Was this because post-war Germany, as a nation, looked only to the future? Or was it because, as Sebald suggests, those who saw the flames engulf the cities were incapable of comprehending the reality they saw and experienced? When they wrote about it they could not move beyond a few clichés. Violence and pain are not easy to describe within the conventions of the language and the vocabulary that we use. The air war over Germany, like the one over Iraq, was pure and undisguised. And human kind, in the memorable words of the modern poet, cannot bear too much reality.
Sebald closes his review of destruction by evoking Walter Benjamin’s angel of history.
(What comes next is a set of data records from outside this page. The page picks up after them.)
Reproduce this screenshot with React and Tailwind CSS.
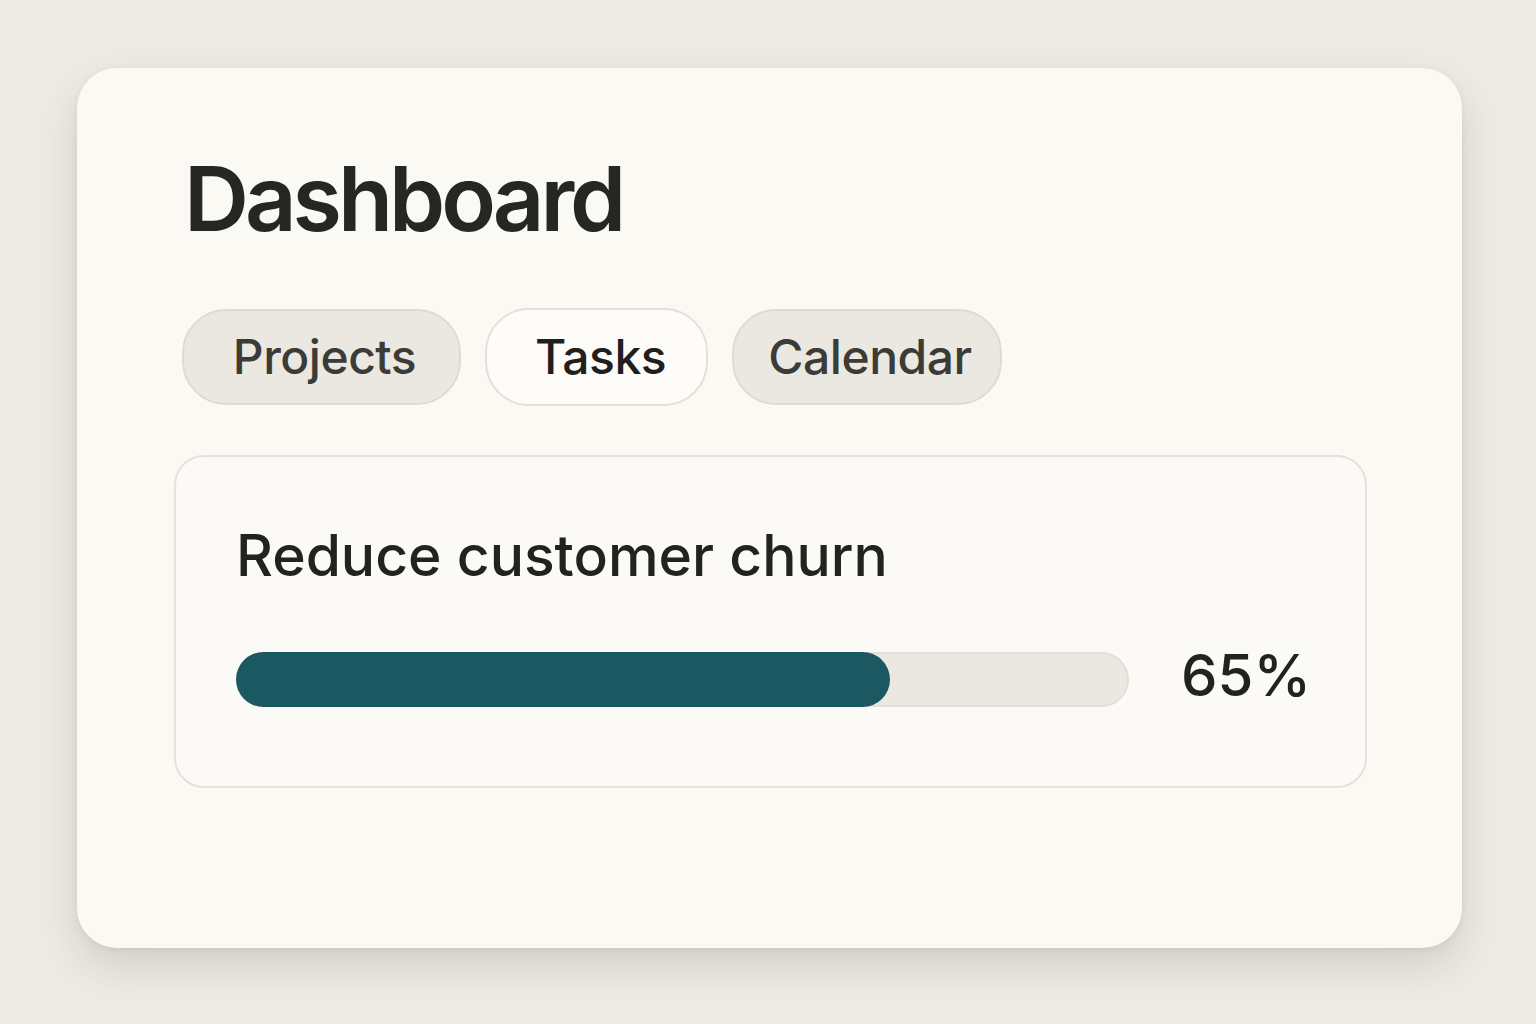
import React from "react";

const tabs = [
  { label: "Projects", active: false, width: "w-[279px]" },
  { label: "Tasks", active: true, width: "w-[223px]" },
  { label: "Calendar", active: false, width: "w-[270px]" },
];

const goal = { title: "Reduce customer churn", progress: 65 };

export default function App() {
  return (
    <div className="min-h-screen w-full bg-[#eeebe4] px-[77px] pt-[68px] font-['Inter','Liberation_Sans',sans-serif]">
      {/* Main panel */}
      <div className="h-[880px] w-[1385px] rounded-[40px] bg-[#fbf9f4] pl-[97px] pr-[95px] pt-[86px] shadow-[0_18px_40px_rgba(90,80,60,0.18),0_2px_6px_rgba(90,80,60,0.08)]">
        <h1 className="ml-[10px] text-[90px] font-semibold leading-none tracking-[-0.045em] text-[#262725]">
          Dashboard
        </h1>

        {/* Tabs */}
        <div className="ml-[8px] mt-[64px] flex items-center gap-[24px]">
          {tabs.map((tab) => (
            <button
              key={tab.label}
              className={
                tab.active
                  ? `flex h-[98px] ${tab.width} items-center justify-center rounded-[44px] border-2 border-[#e4e0d7] bg-[#fdfcf8] pl-[8px] text-[48px] font-medium tracking-[-0.01em] text-[#1f201e]`
                  : `flex h-[96px] ${tab.width} items-center justify-center rounded-[44px] border-2 border-[#dfdbd3] bg-[#ebe8e1] pl-[6px] text-[48px] font-medium tracking-[-0.01em] text-[#3b3b37]`
              }
            >
              {tab.label}
            </button>
          ))}
        </div>

        {/* Goal card */}
        <div className="mt-[49px] rounded-[30px] border-2 border-[#e6e2da] bg-[#fcfaf6] pb-[74px] pl-[60px] pr-[60px] pt-[70px]">
          <h2 className="text-[57px] font-medium leading-none text-[#222321]">
            {goal.title}
          </h2>
          <div className="mt-[62px] flex items-center gap-[52px]">
            <div className="h-[55px] flex-1 rounded-full border-2 border-[#e2dfd8] bg-[#ebe8e2]">
              <div
                className="-m-[2px] h-[55px] rounded-full bg-[#1b5861]"
                style={{ width: `calc(${(657 / 896) * 100}% + 2px)` }}
              />
            </div>
            <span className="mb-[8px] w-[124px] shrink-0 text-right text-[58px] font-medium leading-none text-[#222321]">
              {goal.progress}%
            </span>
          </div>
        </div>
      </div>
    </div>
  );
}
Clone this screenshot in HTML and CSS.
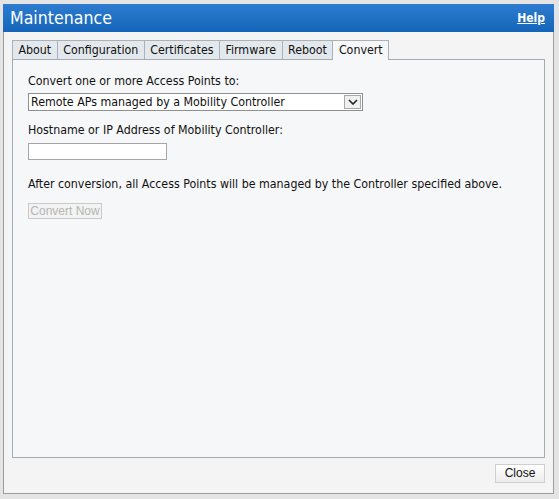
FILE: index.html
```html
<!DOCTYPE html>
<html>
<head>
<meta charset="utf-8">
<link rel="stylesheet" href="styles.css">
</head>
<body>
<div class="dialog">
  <div class="titlebar">
    <span class="title">Maintenance</span>
    <a class="help" href="#">Help</a>
  </div>
  <div class="body">
    <div class="tabs">
      <div class="tab">About</div>
      <div class="tab">Configuration</div>
      <div class="tab">Certificates</div>
      <div class="tab">Firmware</div>
      <div class="tab">Reboot</div>
      <div class="tab active">Convert</div>
    </div>
    <div class="panel">
      <div class="label">Convert one or more Access Points to:</div>
      <div class="select">
        <span class="select-text">Remote APs managed by a Mobility Controller</span>
        <span class="select-arrow">
          <svg width="10" height="6" viewBox="0 0 10 6"><path d="M1 1 L5 5 L9 1" fill="none" stroke="#222" stroke-width="1.6"/></svg>
        </span>
      </div>
      <div class="label gap1">Hostname or IP Address of Mobility Controller:</div>
      <div class="input"></div>
      <div class="label gap2">After conversion, all Access Points will be managed by the Controller specified above.</div>
      <button class="btn-disabled" disabled>Convert Now</button>
    </div>
    <div class="footer">
      <button class="btn-close">Close</button>
    </div>
  </div>
</div>
</body>
</html>
```

FILE: styles.css
```css
html, body {
  margin: 0;
  padding: 0;
}
body {
  background: #e4e4e4;
  width: 559px;
  height: 499px;
  overflow: hidden;
  font-family: "DejaVu Sans Condensed", "DejaVu Sans", sans-serif;
  font-size: 12.3px;
  color: #111;
}
.dialog {
  margin: 4px 0 0 3px;
  width: 551px;
  height: 490px;
  box-sizing: border-box;
  border: 1px solid #9c9c9c;
  border-top: none;
  background: #f4f4f4;
  display: flex;
  flex-direction: column;
}
.titlebar {
  height: 28px;
  margin: 0 -1px;
  background: linear-gradient(#2d7ccf, #1465b9);
  display: flex;
  align-items: center;
  justify-content: space-between;
  padding: 0 9px 0 7px;
}
.title {
  color: #fff;
  font-size: 17.6px;
}
.help {
  color: #fff;
  font-weight: bold;
  font-size: 12px;
  text-decoration: underline;
}
.body {
  flex: 1;
  display: flex;
  flex-direction: column;
  padding: 8px 8px 0 8px;
}
.tabs {
  display: flex;
  height: 19px;
  position: relative;
  z-index: 1;
}
.tab {
  border: 1px solid #a9b2bb;
  border-left: none;
  border-bottom: none;
  background: #e3e8ec;
  padding: 0 5.5px;
  line-height: 18px;
  height: 19px;
  box-sizing: border-box;
}
.tab:first-child {
  border-left: 1px solid #a9b2bb;
}
.tab.active {
  background: #f6f7f8;
  height: 20px;
}
.panel {
  width: 533px;
  height: 399px;
  box-sizing: border-box;
  border: 1px solid #a3abb3;
  background: #f6f7f8;
  padding: 14px 15px;
}
.label {
  line-height: 15px;
  white-space: nowrap;
}
.gap1 { margin-top: 12px; }
.gap2 { margin-top: 17px; }
.select {
  margin-top: 4px;
  width: 335px;
  height: 18px;
  box-sizing: border-box;
  border: 1px solid #8f8f8f;
  background: #fff;
  display: flex;
  align-items: center;
  justify-content: space-between;
}
.select-text {
  padding-left: 2px;
}
.select-arrow {
  width: 17px;
  height: 14px;
  margin-right: 1px;
  box-sizing: border-box;
  border: 1px solid #a8a8a8;
  background: #f0f0f0;
  display: flex;
  align-items: center;
  justify-content: center;
}
.input {
  margin-top: 5px;
  width: 139px;
  height: 17px;
  box-sizing: border-box;
  border: 1px solid #a5a5a5;
  background: #fff;
}
.btn-disabled {
  display: block;
  margin-top: 11px;
  width: 74px;
  height: 16px;
  padding: 0;
  box-sizing: border-box;
  border: 1px solid #c9c9c9;
  background: #f3f3f3;
  color: #b5b5b5;
  font-family: "Liberation Sans", Arial, sans-serif;
  font-size: 12px;
  line-height: 14px;
}
.footer {
  display: flex;
  justify-content: flex-end;
  width: 533px;
  padding-top: 6px;
}
.btn-close {
  width: 50px;
  height: 19px;
  padding: 0;
  box-sizing: border-box;
  border: 1px solid #cfcfcf;
  background: linear-gradient(#ffffff, #ececec);
  color: #111;
  font-family: "Liberation Sans", Arial, sans-serif;
  font-size: 12px;
  line-height: 17px;
}
```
The angel’s face is turned towards the past in which he perceives not a chain of events but one single catastrophe which keeps piling wreckage upon wreckage. “The angel,” Benjamin wrote, “would like to stay, awaken the dead, make whole what has been smashed. But a storm is blowing from Paradise; it has got caught in his wings with such violence that the angel can no longer close them. This storm irresistibly propels him into the future to which his back is turned, while the pile of debris before him grows skyward. This storm is what we call progress.”
Is Time then never on the side of humanity?